Environmental Echo contacted more than a dozen local environmental leaders and asked for their 2021 prognostications and their New Year’s wishes for the planet, the country and for their own piece of planetary turf in the heartland of the Mississippi and Missouri river valleys. Their answers were as varied as the organizations for which they advocate and represent.

Rejoin Paris Climate Accord

Pictured: Richard Thoma

Richard Thoma of the Webster Groves Nature Study Society said he is looking forward to the United States reentering the Paris Climate Accord, an agreement for countries around the world to limit greenhouse gas emissions. “In 2021, let’s put our money where our mouth is and actually do something about this global threat,” Thoma said.

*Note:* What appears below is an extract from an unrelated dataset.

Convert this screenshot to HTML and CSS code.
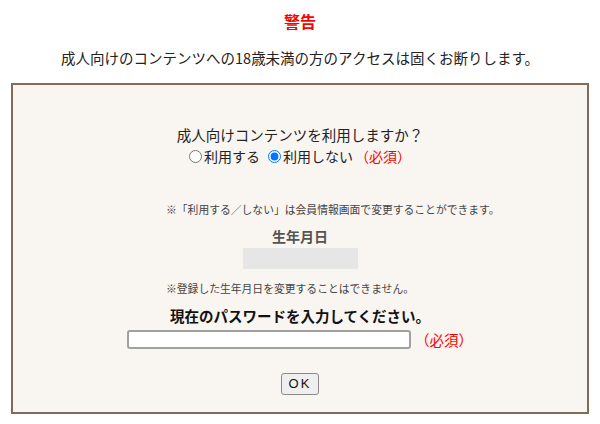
FILE: index.html
```html
<!DOCTYPE html>
<html lang="ja">
<head>
    <meta charset="UTF-8">
    <meta name="viewport" content="width=device-width, initial-scale=1.0">
    <title>警告</title>

    <link rel="stylesheet" href="styles.css">
</head>
<body>
    <h1>警告</h1>
    <p class="lead">成人向けのコンテンツへの18歳未満の方のアクセスは固くお断りします。</p>

    <form action="" class="age-box" id="ageForm">
        <p class="question">成人向けコンテンツを利用しますか？</p>
        <div class="radio-row">
            <label><input type="radio" name="adult" value="1">利用する</label>
            <label><input type="radio" name="adult" value="0" checked>利用しない</label>
            <span class="required">（必須）</span>
        </div>

        <p class="note note-top">※「利用する／しない」は会員情報画面で変更することができます。</p>

        <h2 class="birth-label">生年月日</h2>
        <div class="birth-value"></div>
        <p class="note note-birth">※登録した生年月日を変更することはできません。</p>

        <h2 class="pass-label">現在のパスワードを入力してください。</h2>
        <div class="pass-row">
            <input type="password" name="password" id="password">
            <span class="required">（必須）</span>
        </div>

        <div class="button-row">
            <button type="submit">OK</button>
        </div>
    </form>
</body>
</html>
```

FILE: styles.css
```css
* {
    margin: 0;
    padding: 0;
    box-sizing: border-box;
}

body {
    font-family: "Noto Sans CJK JP", "Noto Sans", sans-serif;
    font-size: 14.5px;
    color: #222;
    background: #fff;
}

h1 {
    margin-top: 11px;
    font-size: 16px;
    line-height: 20px;
    color: #ff0000;
    text-align: center;
}

.lead {
    margin-top: 17px;
    line-height: 20px;
    text-align: center;
}

.age-box {
    margin: 15px 11px 0 11px;
    padding: 40px 0 17px;
    background: #f9f5f1;
    border: 2px solid #806c58;
    text-align: center;
}

.question {
    line-height: 20px;
}

.radio-row {
    margin-top: 1px;
    display: flex;
    justify-content: center;
    align-items: center;
    height: 20px;
    line-height: 20px;
    font-size: 14px;
}

.radio-row label {
    display: flex;
    align-items: center;
    margin-right: 8px;
}

.radio-row label + label {
    margin-right: 2px;
}

.radio-row input {
    margin: 0 2px 0 0;
    width: 13px;
    height: 13px;
}

.required {
    color: #ff0000;
}

.note {
    font-size: 10.8px;
    line-height: 16px;
    color: #444;
    text-align: left;
    margin-left: 153px;
}

.note-top {
    margin-top: 35px;
}

.birth-label {
    margin-top: 9px;
    font-size: 14px;
    line-height: 20px;
    color: #555;
}

.birth-value {
    width: 115px;
    height: 21px;
    margin: 2px auto 0;
    background: #e6e6e6;
}

.note-birth {
    margin-top: 11px;
}

.pass-label {
    margin-top: 10px;
    font-size: 14.5px;
    line-height: 20px;
    color: #111;
}

.pass-row {
    margin-top: 4px;
    display: flex;
    justify-content: center;
    align-items: center;
    gap: 4px;
    height: 19px;
}

.pass-row input {
    width: 284px;
    height: 19px;
    border: 2px solid #a0a0a0;
    border-radius: 3px;
    background: #fff;
}

.button-row {
    margin-top: 22px;
}

button {
    height: 22px;
    padding: 0 7px;
    font-family: "Liberation Sans", Arial, sans-serif;
    font-size: 13px;
    letter-spacing: 2px;
    color: #111;
    background: #efefef;
    border: 1px solid #8a8a8a;
    border-radius: 3px;
    cursor: pointer;
}
```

“Cities too, like St. Louis, could get involved in creating more green space as part of this effort,” Thoma added. “Wouldn’t it be neat in 2021 if St. Louis and other cities around the world took those blighted neighborhoods filled with abandoned buildings, raised them to the ground, and then replaced them with parks?”

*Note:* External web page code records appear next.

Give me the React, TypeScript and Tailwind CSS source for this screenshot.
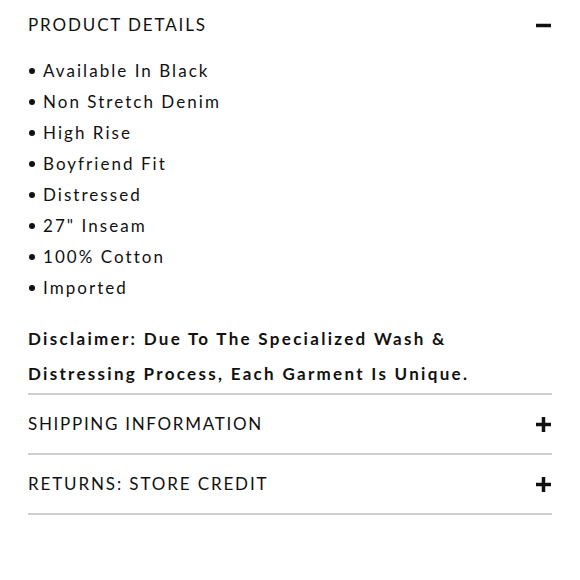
const items = [
  'Available In Black',
  'Non Stretch Denim',
  'High Rise',
  'Boyfriend Fit',
  'Distressed',
  '27" Inseam',
  '100% Cotton',
  'Imported',
]

function Plus() {
  return (
    <svg width="15" height="15" viewBox="0 0 15 15" className="flex-shrink-0">
      <rect x="0" y="5.75" width="15" height="3.5" fill="#111" />
      <rect x="5.75" y="0" width="3.5" height="15" fill="#111" />
    </svg>
  )
}

function Minus() {
  return (
    <svg width="15" height="15" viewBox="0 0 15 15" className="flex-shrink-0">
      <rect x="0" y="5.75" width="15" height="3.5" fill="#111" />
    </svg>
  )
}

export default function App() {
  return (
    <div className="w-[580px] h-[580px] bg-white text-[#111] font-['Lato','Liberation_Sans',sans-serif]">
      <div className="ml-[28px] w-[524px]">
        <div className="h-[50px] flex items-center justify-between pr-[1px]">
          <h2 className="text-[17px] tracking-[0.11em] font-normal">PRODUCT DETAILS</h2>
          <Minus />
        </div>

        <ul className="pt-[5px]">
          {items.map(t => (
            <li key={t} className="flex items-center h-[31px] text-[17px] tracking-[0.12em]">
              <span className="w-[6px] h-[6px] rounded-full bg-[#111] ml-[1px] mr-[8px] flex-shrink-0" />
              <span>{t}</span>
            </li>
          ))}
        </ul>

        <p className="mt-[18px] mb-[2px] text-[17px] font-bold leading-[35px] tracking-[0.135em]">
          Disclaimer: Due To The Specialized Wash &amp;
          <br />
          Distressing Process, Each Garment Is Unique.
        </p>

        <div className="border-t-2 border-[#cfcfcf] h-[60px] flex items-center justify-between pr-[1px]">
          <span className="text-[17px] tracking-[0.1em]">SHIPPING INFORMATION</span>
          <Plus />
        </div>
        <div className="border-t-2 border-[#cfcfcf] h-[60px] flex items-center justify-between pr-[1px]">
          <span className="text-[17px] tracking-[0.11em]">RETURNS: STORE CREDIT</span>
          <Plus />
        </div>
        <div className="border-t-2 border-[#cfcfcf]" />
      </div>
    </div>
  )
}
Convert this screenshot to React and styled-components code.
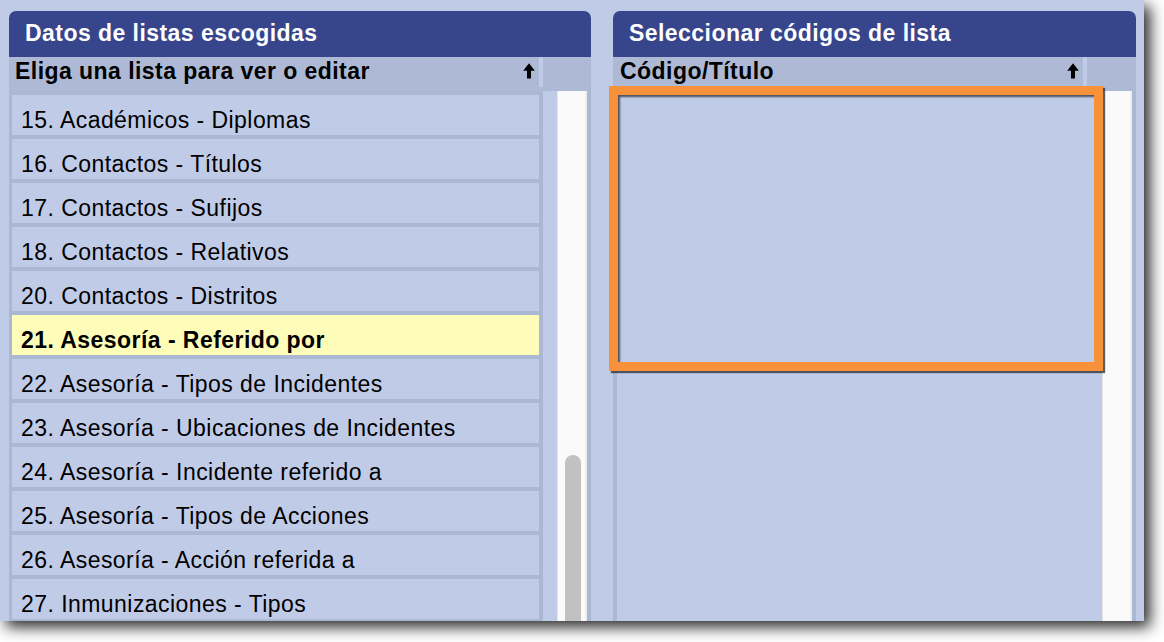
import React from "react";
import styled, { createGlobalStyle } from "styled-components";

const GlobalStyle = createGlobalStyle`
  html, body {
    margin: 0;
    padding: 0;
    background: #ffffff;
  }
  body {
    font-family: "Liberation Sans", Arial, sans-serif;
  }
`;

const lists = [
  "15. Académicos - Diplomas",
  "16. Contactos - Títulos",
  "17. Contactos - Sufijos",
  "18. Contactos - Relativos",
  "20. Contactos - Distritos",
  "21. Asesoría - Referido por",
  "22. Asesoría - Tipos de Incidentes",
  "23. Asesoría - Ubicaciones de Incidentes",
  "24. Asesoría - Incidente referido a",
  "25. Asesoría - Tipos de Acciones",
  "26. Asesoría - Acción referida a",
  "27. Inmunizaciones - Tipos",
];

const Page = styled.div`
  width: 1164px;
  height: 642px;
  overflow: hidden;
`;

const Window = styled.div`
  position: relative;
  width: 1144px;
  height: 621px;
  box-sizing: border-box;
  padding: 11px 8px 0 9px;
  background: #c0cbe8;
  box-shadow: 6px 6px 14px rgba(0, 0, 0, 0.85);
  overflow: hidden;
  display: grid;
  grid-template-columns: 582px 523px;
  column-gap: 22px;
`;

const Panel = styled.section`
  display: flex;
  flex-direction: column;
  min-height: 0;
`;

const TitleBar = styled.header`
  height: 46px;
  flex-shrink: 0;
  display: flex;
  align-items: center;
  padding: 0 16px 1px;
  box-sizing: border-box;
  background: #36458c;
  border-radius: 7px 7px 0 0;
  color: #ffffff;
  font-size: 23px;
  font-weight: 700;
  letter-spacing: 0.45px;
`;

const ColumnHeader = styled.div`
  height: 34px;
  flex-shrink: 0;
  display: flex;
  align-items: flex-start;
  background: #aeb9d5;
`;

const HeaderCell = styled.div`
  width: ${(p) => p.$width}px;
  height: 30px;
  box-sizing: border-box;
  display: flex;
  align-items: center;
  justify-content: space-between;
  padding: 0 4px 2px ${(p) => p.$indent}px;
  color: #000000;
  font-size: 23px;
  font-weight: 700;
  letter-spacing: 0.45px;
  white-space: nowrap;
`;

const Separator = styled.div`
  width: 4px;
  height: 30px;
  background: #bfcae8;
`;

const SortArrow = styled.svg`
  width: 12px;
  height: 16px;
  margin-bottom: 1px;
  flex-shrink: 0;
`;

const Body = styled.div`
  flex: 1;
  min-height: 0;
  display: flex;
`;

const ListArea = styled.div`
  width: 534px;
  box-sizing: border-box;
  padding: 4px 4px 0 3px;
  display: flex;
  flex-direction: column;
  gap: 4px;
  background: #acb7d3;
  overflow: hidden;
`;

const Row = styled.div`
  height: 40px;
  flex-shrink: 0;
  box-sizing: border-box;
  display: flex;
  align-items: center;
  padding: 10px 8px 0 9px;
  background: ${(p) => (p.$selected ? "#fefcb9" : "#c0cbe8")};
  color: #000000;
  font-size: 23px;
  font-weight: ${(p) => (p.$selected ? 700 : 400)};
  letter-spacing: 0.45px;
  white-space: nowrap;
`;

const Gutter = styled.div`
  width: 14px;
  background: #c0cbe8;
`;

const EdgeBorder = styled.div`
  width: 4px;
  background: #acb7d3;
`;

const EmptyList = styled.div`
  flex: 1;
  background: #c0cbe8;
`;

const Track = styled.div`
  width: 30px;
  box-sizing: border-box;
  padding: ${(p) => p.$thumbTop}px 0 0 8px;
  background: #fafafa;
  box-shadow: inset 1px 0 0 #e4e4e4, inset -2px 0 0 #efefef;
`;

const Thumb = styled.div`
  width: 16px;
  height: 100%;
  background: #c1c1c1;
  border-radius: 8px 8px 0 0;
`;

const Highlight = styled.div`
  position: absolute;
  left: 609px;
  top: 86px;
  width: 494px;
  height: 285px;
  box-sizing: border-box;
  border: 9px solid #f8923a;
  box-shadow: 2px 2px 1px rgba(40, 40, 50, 0.75),
    inset 2px 2px 2px rgba(40, 40, 50, 0.75);
  pointer-events: none;
`;

const Arrow = () => (
  <SortArrow viewBox="0 0 12 16">
    <path d="M6 0.3 L11.8 7.8 L8 7.8 L8 15.6 L4 15.6 L4 7.8 L0.2 7.8 Z" fill="#000" />
  </SortArrow>
);

const App = () => {
  return (
    <Page>
      <GlobalStyle />
      <Window>
        <Panel>
          <TitleBar>Datos de listas escogidas</TitleBar>
          <ColumnHeader>
            <HeaderCell $width={530} $indent={6}>
              Eliga una lista para ver o editar
              <Arrow />
            </HeaderCell>
            <Separator />
          </ColumnHeader>
          <Body>
            <ListArea>
              {lists.map((name) => (
                <Row key={name} $selected={name.startsWith("21.")}>
                  {name}
                </Row>
              ))}
            </ListArea>
            <Gutter />
            <Track $thumbTop={364}>
              <Thumb />
            </Track>
            <EdgeBorder />
          </Body>
        </Panel>

        <Panel>
          <TitleBar>Seleccionar códigos de lista</TitleBar>
          <ColumnHeader>
            <HeaderCell $width={470} $indent={7}>
              Código/Título
              <Arrow />
            </HeaderCell>
            <Separator />
          </ColumnHeader>
          <Body>
            <EdgeBorder />
            <EmptyList />
            <Track $thumbTop={0} />
            <EdgeBorder />
          </Body>
        </Panel>

        <Highlight />
      </Window>
    </Page>
  );
};

export default App;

Pictured: Sister Cheryl Kemner

Sister Cheryl Kemner, with the environmental advocates of the Franciscan Sisters, said her wish for 2021 is a renewal of hope for the future and a return to and fulfillment of the Paris Climate Agreement.

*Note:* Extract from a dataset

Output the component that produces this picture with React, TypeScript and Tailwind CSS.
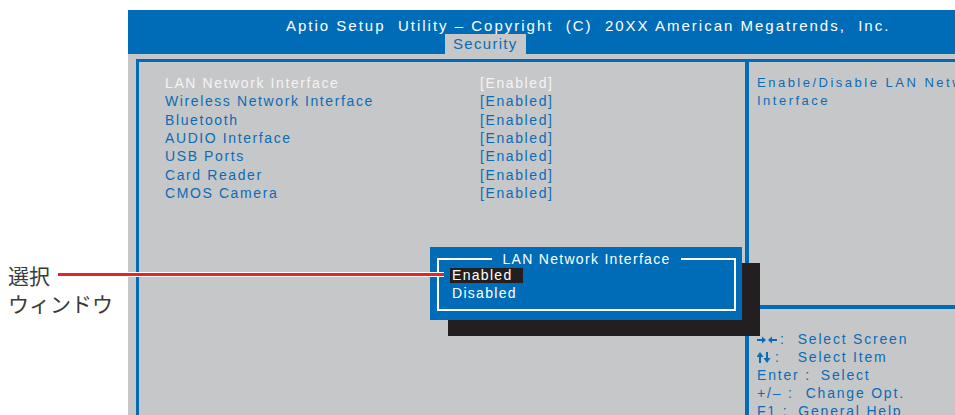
const BLUE = "bg-[#006cb7]";

const items = [
  "LAN Network Interface",
  "Wireless Network Interface",
  "Bluetooth",
  "AUDIO Interface",
  "USB Ports",
  "Card Reader",
  "CMOS Camera",
];

function LeftRight() {
  return (
    <svg width="20" height="8" viewBox="0 0 20 8" className="fill-current">
      <rect x="0" y="3" width="6" height="2" />
      <polygon points="5,0.5 9,4 5,7.5" />
      <rect x="14" y="3" width="6" height="2" />
      <polygon points="15,0.5 11,4 15,7.5" />
    </svg>
  );
}

function UpDown() {
  return (
    <svg width="14" height="11" viewBox="0 0 14 11" className="fill-current">
      <rect x="2" y="4" width="2" height="7" />
      <polygon points="-0.5,5 3,0 6.5,5" />
      <rect x="9" y="0" width="2" height="7" />
      <polygon points="6.5,6 10,11 13.5,6" />
    </svg>
  );
}

function HelpLine({ keyText, label, gap }: { keyText: React.ReactNode; label: string; gap: string }) {
  return (
    <div className="flex items-center h-[17.8px] whitespace-nowrap">
      <span className="flex items-center">{keyText}</span>
      <span className={gap}>{label}</span>
    </div>
  );
}

export default function App() {
  return (
    <div
      className="relative w-[955px] h-[415px] overflow-hidden bg-white flex"
      style={{ fontFamily: '"Liberation Sans", Arial, sans-serif' }}
    >
      {/* annotation labels */}
      <div
        className="w-[128px] shrink-0 pt-[261px] pl-[8px] text-[21px] leading-[28px] text-[#3a3a3a]"
        style={{ fontFamily: '"Noto Sans CJK JP", "Noto Sans", sans-serif' }}
      >
        <div>選択</div>
        <div>ウィンドウ</div>
      </div>

      {/* bios screen */}
      <div className="flex-1 flex flex-col pt-[10px]">
        <div className={`h-[45px] ${BLUE} flex flex-col text-white`}>
          <div className="pl-[158px] pt-[7px] text-[15px] leading-[17px] tracking-[2px] whitespace-pre">
            Aptio Setup  Utility – Copyright  (C)  20XX American Megatrends,  Inc.
          </div>
          <div className="mt-auto ml-[317px] w-[81px] h-[20px] bg-[#c6c7c9] text-[#0b6cb5] text-[15px] leading-[20px] tracking-[1.3px] pl-[8px]">
            Security
          </div>
        </div>

        <div className="flex-1 bg-[#c6c7c9] pt-[5px] pl-[8px] flex">
          <div className="flex-1 flex border-t-[3px] border-l-[3px] border-[#006cb7]">
            {/* main list */}
            <div className="w-[606px] shrink-0 pt-[12px] pl-[26px] text-[14px] leading-[18.33px] tracking-[1.6px]">
              {items.map((it, i) => (
                <div key={it} className={`flex ${i === 0 ? "text-[#f4f4f4]" : "text-[#0b6cb5]"}`}>
                  <span className="w-[315px]">{it}</span>
                  <span>[Enabled]</span>
                </div>
              ))}
            </div>
            <div className={`w-[4px] ${BLUE}`} />

            {/* help panel */}
            <div className="flex-1 flex flex-col text-[#0b6cb5]">
              <div className="h-[243px] pt-[12px] pl-[8px] text-[13px] leading-[18px] tracking-[2.5px] whitespace-nowrap">
                <div>Enable/Disable LAN Network</div>
                <div>Interface</div>
              </div>
              <div className={`h-[4px] ${BLUE}`} />
              <div className="pt-[22px] pl-[8px] text-[14px] tracking-[1.8px]">
                <HelpLine
                  keyText={<><LeftRight /><span className="ml-[3px]">:</span></>}
                  label="Select Screen"
                  gap="ml-[12px]"
                />
                <HelpLine
                  keyText={<><UpDown /><span className="ml-[4px]">:</span></>}
                  label="Select Item"
                  gap="ml-[17px]"
                />
                <HelpLine keyText="Enter :" label="Select" gap="ml-[10px]" />
                <HelpLine keyText="+/– :" label="Change Opt." gap="ml-[12px]" />
                <HelpLine keyText="F1 :" label="General  Help" gap="ml-[10px]" />
              </div>
            </div>
          </div>
        </div>
      </div>

      {/* popup shadow */}
      <div className="absolute left-[448px] top-[263px] w-[312px] h-[73px] bg-[#231f20]" />

      {/* popup window */}
      <div className={`absolute left-[430px] top-[247px] w-[312px] h-[73px] ${BLUE} pl-[7px] pt-[11px] pr-[6px] pb-[9px] flex`}>
        <div className="relative flex-1 border-2 border-white pt-[8px] pl-[11px] text-white text-[14px] leading-[18.5px] tracking-[1.3px]">
          <div className="absolute left-0 right-0 -top-[10px] flex justify-center">
            <span className={`${BLUE} px-[10px] leading-[18px]`}>LAN Network Interface</span>
          </div>
          <div className="w-[73px] h-[15px] bg-[#231f20] pl-[2px] leading-[15px]">Enabled</div>
          <div className="pl-[2px] mt-[1px]">Disabled</div>
        </div>
      </div>

      {/* callout line */}
      <div className="absolute left-[58px] top-[272px] w-[386px] h-[5px] bg-white py-[1px]">
        <div className="h-[3px] bg-[#e3242b]" />
      </div>
    </div>
  );
}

She said she prays for restoration of our relationship with nature, so we see its beauty, its intrinsic value, and that this leads to an appreciation and protection of nature’s diversity.

“I pray for a renewal that establishes ‘harmony within ourselves, with others, with nature and other living creatures, and with God’ as cited in Laudato Si,” said Kemner. “I wish for sustainable lifestyles attained by living simply … I pray for a healthy planet that is sustainable, a planet that has the time to rest and renew itself.”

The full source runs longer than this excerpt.